== PROVIDED MATERIAL ==

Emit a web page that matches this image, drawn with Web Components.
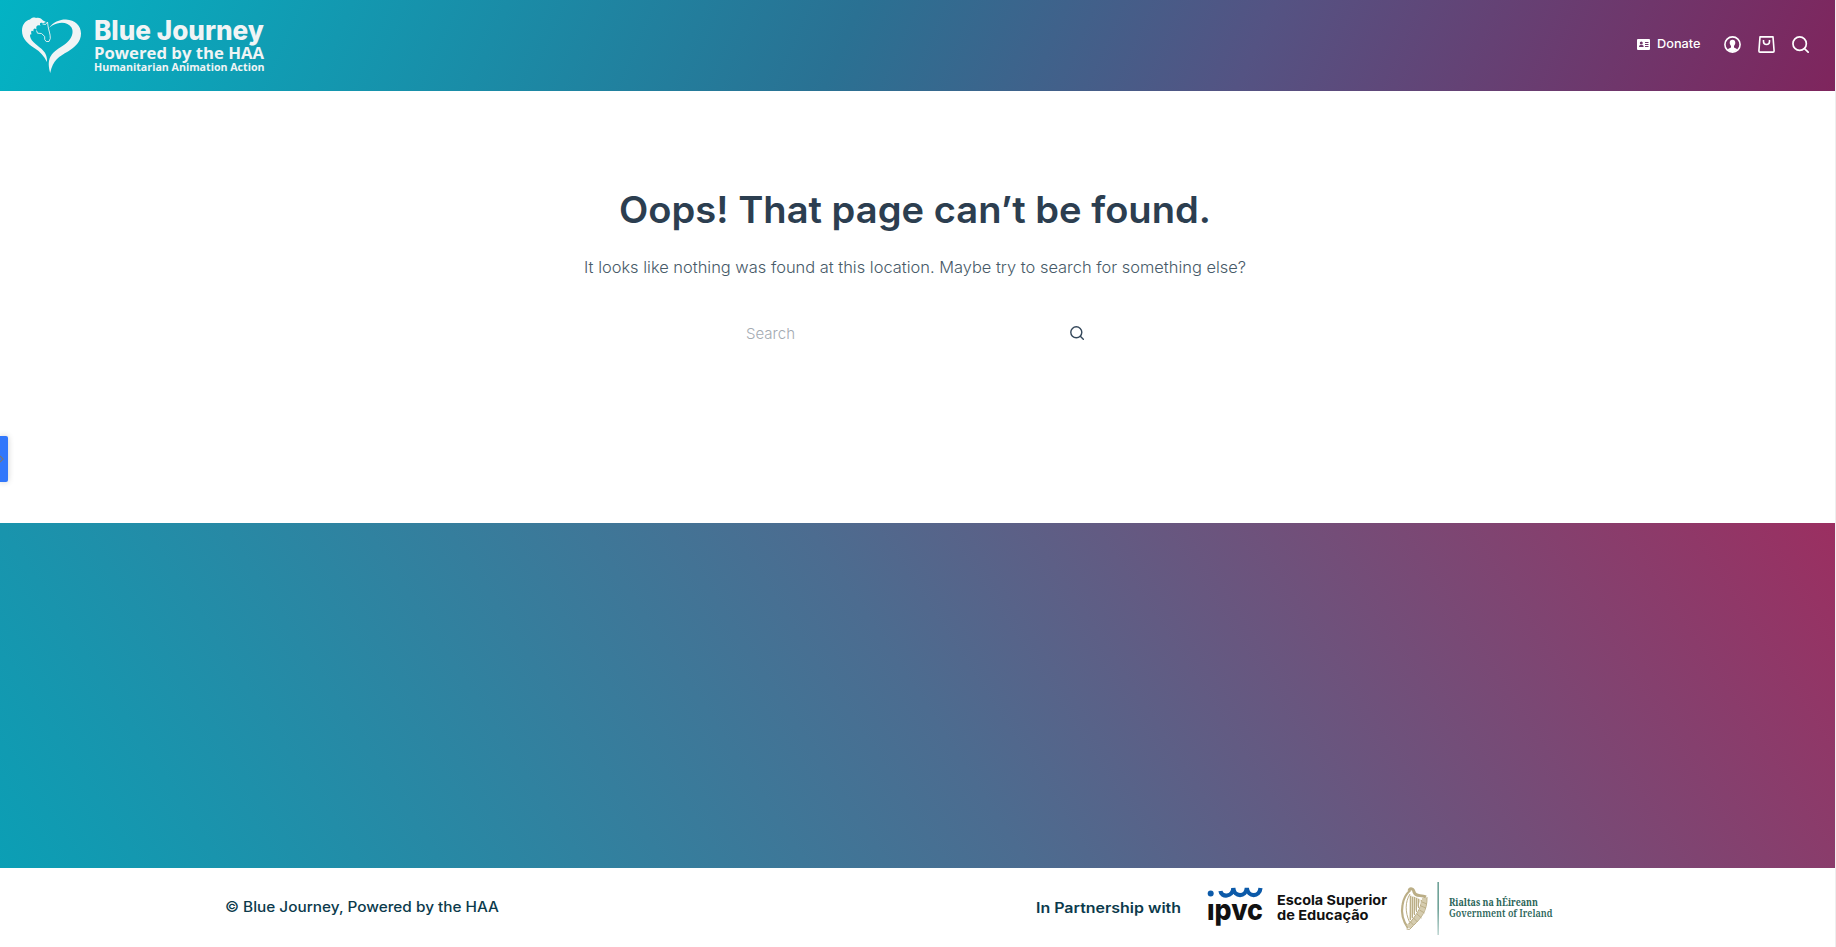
<!DOCTYPE html>
<html lang="en"><head><meta charset="utf-8"><title>Page not found – Blue Journey</title>
<style>html,body{margin:0;background:#fff;overflow:hidden}body{height:947px;font-family:Inter,"Open Sans",sans-serif}</style></head>
<body><bj-page></bj-page>
<script>
const define=(name,html)=>customElements.define(name,class extends HTMLElement{constructor(){super();this.attachShadow({mode:'open'}).innerHTML=html}});

/* Single line of text set to an exact measure */
customElements.define('fit-text',class extends HTMLElement{
 constructor(){super();this.attachShadow({mode:'open'})}
 connectedCallback(){const a=n=>this.getAttribute(n),w=a('w'),s=+a('s'),h=Math.round(s*1.4);
 this.shadowRoot.innerHTML=`<style>:host{display:block;width:${w}px;height:${h}px}svg{display:block;overflow:visible}text{fill:currentColor}</style><svg width="${w}" height="${h}"><text x="0" y="${s}" font-size="${s}" textLength="${w}" lengthAdjust="spacingAndGlyphs">${this.textContent}</text></svg>`}
});

define('bj-logo',`<style>:host{display:flex;gap:10px;color:#f0f4f5}svg{display:block;overflow:visible}</style>
<svg width="62" height="56" viewBox="0 0 62 56" fill="currentColor">
<path d="M26.7 11.5C31 5 38 2.5 44 2.6C53 3 59 9 59 16.5C59 25 53 30 46 34.500C37 39.500 31 43 28.200 56C26.500 50 26 44 28.500 39.500C32 33 40 30 45 25.500C50 21 52 15 49.500 10.500C46 4.500 37 4.500 30.700 8.200C29 9 28 10 26.700 11.500Z"/>
<path d="M21 6.200C18.500 5 17 6 18.500 8.700C15.500 7.500 13.500 9 14.500 12.500C12.500 10.500 11 11.500 11.500 14.500C9.500 13 8.600 14 9.500 17.500C7.500 16.500 7.500 20 10 23.500C14 28.500 22 32 24 38C25 41 25.200 43 25 45C22 39 18 34.500 13 31.500C6 27 0 22 0 14C0 8 3 3.500 8 2.500C10 .5 12 .2 14 1C17 0 19.500 1.500 21 3.500L24 5Z"/>
<path d="M20.500 7L23.500 7.500L25.500 5L26 9C26.500 13 28.500 17 28.300 21.500L27 24.500H24.200L22.700 22.500V19.500L19.500 16.500L15.500 16.200L14.500 13.500" fill="none" stroke="currentColor" stroke-width=".9"/></svg>
<svg width="172" height="56" fill="currentColor"><text x="0" y="23" font-family="Inter" font-weight="800" font-size="26.500" textLength="170" lengthAdjust="spacingAndGlyphs">Blue Journey</text><text x="0" y="41.500" font-family="Open Sans" font-weight="700" font-size="16.500" textLength="170" lengthAdjust="spacingAndGlyphs">Powered by the HAA</text><text x="0" y="54" font-family="Open Sans" font-weight="700" font-size="10.700" textLength="170.500" lengthAdjust="spacingAndGlyphs">Humanitarian Animation Action</text></svg>`);

define('search-icon',`<style>:host{display:block;width:var(--size,16px);height:var(--size,16px)}svg{display:block}</style><svg width="100%" height="100%" viewBox="0 0 16 16" fill="none" stroke="currentColor" stroke-width="1.600" stroke-linecap="round"><circle cx="7.200" cy="7.200" r="6.300"/><path d="M11.800 11.800L15.200 15.200"/></svg>`);

define('header-tools',`<style>:host{display:flex;align-items:center;color:#fff;margin-top:-1px}svg{display:block}.d{display:flex;align-items:center;gap:7px;margin-right:24px;font-weight:550}.i{display:flex;gap:17px;align-items:center}search-icon{--size:17px}</style>
<div class="d"><svg width="13" height="11" viewBox="0 0 13 11"><path fill="currentColor" fill-rule="evenodd" d="M1 0H12Q13 0 13 1V10Q13 11 12 11H1Q0 11 0 10V1Q0 0 1 0ZM4.300 2.500A1.500 1.500 0 1 0 4.300 5.500A1.500 1.500 0 1 0 4.300 2.500ZM2 8H6.700Q6.700 6 5.300 6H3.400Q2 6 2 8ZM8 3V4H11.500V3ZM8 5V6H11.500V5ZM8 7V8H11.500V7Z"/></svg><fit-text w="43.500" s="12">Donate</fit-text></div>
<div class="i"><svg width="17" height="17" viewBox="0 0 17 17"><circle cx="8.500" cy="8.500" r="7.600" fill="none" stroke="currentColor" stroke-width="1.600"/><path fill="currentColor" d="M8.500 3.800C6.600 3.800 5.700 5 5.700 6.800C5.700 8.300 6.400 9.200 7 9.900V11.500L3.500 13.300Q6 16 8.500 16T13.500 13.300L10 11.500V9.900C10.600 9.200 11.300 8.300 11.300 6.800C11.300 5 10.400 3.800 8.500 3.800Z"/></svg>
<svg width="17" height="17" viewBox="0 0 17 17" fill="none" stroke="currentColor" stroke-width="1.600" stroke-linejoin="round"><path d="M2 .9H15L16.100 15Q16.100 16.100 15 16.100H2Q.9 16.100.9 15ZM5.500 3.900V5.500A3 3 0 0 0 11.500 5.500V3.900"/></svg><search-icon></search-icon></div>`);

define('bj-header',`<style>:host{display:flex;justify-content:space-between;align-items:center;box-sizing:border-box;height:91px;padding:0 26px 1px 22px;background:linear-gradient(114deg,#03b3c4 0%,#2a7193 46%,#545383 68%,#7f255d 100%)}</style><bj-logo></bj-logo><header-tools></header-tools>`);

define('not-found',`<style>:host{display:flex;flex-direction:column;align-items:center;box-sizing:border-box;height:432px;padding:95px 6px 0 0;color:#2c3e50}h1{margin:0;font-weight:600}p{margin:19px 0 0;font-weight:300;color:#475a68}.s{display:flex;justify-content:space-between;align-items:flex-start;width:338px;margin-top:45px;color:#a4abb2;font-weight:300}search-icon{--size:14px;margin-top:1.500px;color:#34475a}</style>
<h1><fit-text w="592" s="37">Oops! That page can’t be found.</fit-text></h1><p><fit-text w="662" s="16">It looks like nothing was found at this location. Maybe try to search for something else?</fit-text></p><div class="s"><fit-text w="49" s="15">Search</fit-text><search-icon></search-icon></div>`);

define('ipvc-logo',`<style>:host{display:block}svg{display:block;overflow:visible}</style><svg width="180" height="42" fill="#111"><circle cx="2.700" cy="5.400" r="3" fill="#0c5aa9"/><path d="M12.500 3C13 9.500 25 9.500 25.300 0C26 9.500 38 9.500 38.800 0C40 9.500 51.500 9.500 52.500 0" fill="none" stroke="#0c5aa9" stroke-width="4.200"/><text x="-1" y="32" font-family="Inter" font-weight="800" font-size="29" textLength="56" lengthAdjust="spacingAndGlyphs">ıpvc</text><g font-family="Inter" font-weight="700" font-size="13.600"><text x="69" y="17" textLength="110" lengthAdjust="spacingAndGlyphs">Escola Superior</text><text x="69" y="31.500" textLength="91.500" lengthAdjust="spacingAndGlyphs">de Educação</text></g></svg>`);

define('ireland-logo',`<style>:host{display:block}svg{display:block;overflow:visible}</style><svg width="152" height="53"><defs><linearGradient id="g" x2="0" y2="1"><stop stop-color="#4d8c80"/><stop offset=".5" stop-color="#4d8c80"/><stop offset="1" stop-color="#b2cec9"/></linearGradient></defs>
<g fill="none" stroke="#bbae86"><path fill="#e2dcc6" stroke="none" d="M8.500 13L17 16L20 18L10 37L8 38Z"/><path stroke-width="2.200" d="M7 46C2 39 0 31 1.500 23C2.500 16 5 12 9 8.500"/><path stroke-width="1" d="M8.500 40C4 30 4 20 9 12M9.500 14V38M11.500 15V36M13.500 15V33M15.500 16V30M17.500 17V26"/><path stroke-width="3" d="M8 9C9 5.500 12.500 6.500 13 10C14.500 15 19 12.500 25 15"/><path stroke="#d5ccaf" stroke-width="5" d="M23.500 16C23.500 28 17 36 7 45"/><path stroke-width="1" d="M26 15C26.500 29 20 36 12.500 43.500L8.500 47.500L5.500 47M20.500 18C20 27 15 33 8 42M21 20L26 22M20 24L25 26M18.500 28L23.500 31M16 32L20.500 36M12.500 36L16.500 40M9.500 40L12.500 43"/></g>
<rect x="36.500" width="1.300" height="53" fill="url(#g)"/><g font-family="Noto Serif,Liberation Serif,serif" fill="#2b6559" font-size="11"><text x="48" y="23.500" font-weight="700" textLength="89" lengthAdjust="spacingAndGlyphs">Rialtas na hÉireann</text><text x="48" y="35.200" font-size="11.500" textLength="103.500" lengthAdjust="spacingAndGlyphs">Government of Ireland</text></g></svg>`);

define('bj-footer',`<style>:host{display:block}.b{height:345px;background:linear-gradient(57deg,#0b9fb5,#4c6c90 50%,#9b2f61)}.c{display:flex;align-items:flex-start;height:79px;color:#0b3a4c;font-weight:600;padding-left:225px}.copy{margin:30px 537px 0 0;font-weight:550}.with{margin:31px 27px 0 0}ipvc-logo{margin-top:20px}ireland-logo{margin:14px 0 0 13px}</style><div class="b"></div><div class="c"><fit-text class="copy" w="274" s="14">© Blue Journey, Powered by the HAA</fit-text><fit-text class="with" w="145" s="14">In Partnership with</fit-text><ipvc-logo></ipvc-logo><ireland-logo></ireland-logo></div>`);

define('side-tab',`<style>:host{position:absolute;left:0;top:436px;width:8px;height:46px;background:#3177fb;border-radius:0 2px 2px 0;box-shadow:0 0 6px #0003}svg{display:block;margin-top:18px}</style><svg width="4" height="10" fill="none" stroke="#777" stroke-width="1.200"><path d="M0 2L3 5L0 8"/></svg>`);

define('bj-page',`<style>:host{display:block;position:relative;box-sizing:border-box;height:947px;border-right:1px solid #eee;overflow:hidden}</style><bj-header></bj-header><not-found></not-found><bj-footer></bj-footer><side-tab></side-tab>`);
</script></body></html>
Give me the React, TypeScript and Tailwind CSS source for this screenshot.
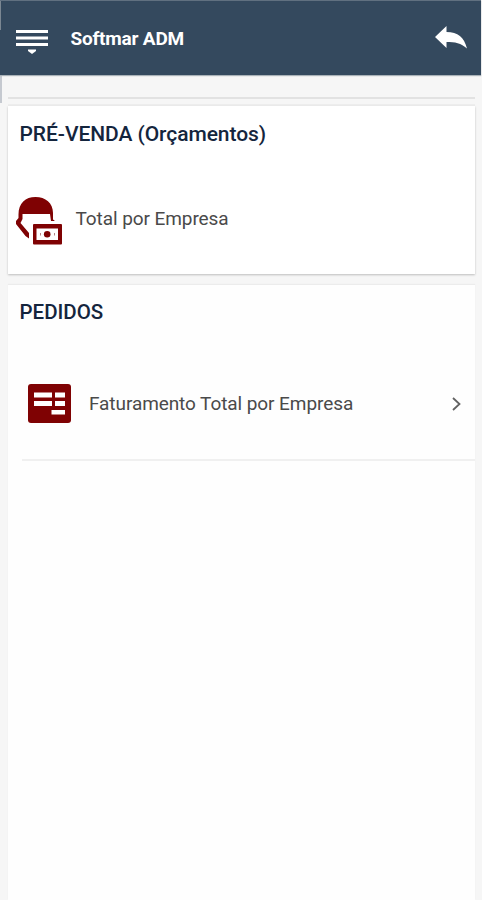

== WHAT THE EXERCISE ASKS ==
Take every line from the records above that has the word "with" and copy it.

== WRITTEN ANSWER ==
Emit a web page that matches this image, drawn with Web Components.
define('bj-footer',`<style>:host{display:block}.b{height:345px;background:linear-gradient(57deg,#0b9fb5,#4c6c90 50%,#9b2f61)}.c{display:flex;align-items:flex-start;height:79px;color:#0b3a4c;font-weight:600;padding-left:225px}.copy{margin:30px 537px 0 0;font-weight:550}.with{margin:31px 27px 0 0}ipvc-logo{margin-top:20px}ireland-logo{margin:14px 0 0 13px}</style><div class="b"></div><div class="c"><fit-text class="copy" w="274" s="14">© Blue Journey, Powered by the HAA</fit-text><fit-text class="with" w="145" s="14">In Partnership with</fit-text><ipvc-logo></ipvc-logo><ireland-logo></ireland-logo></div>`);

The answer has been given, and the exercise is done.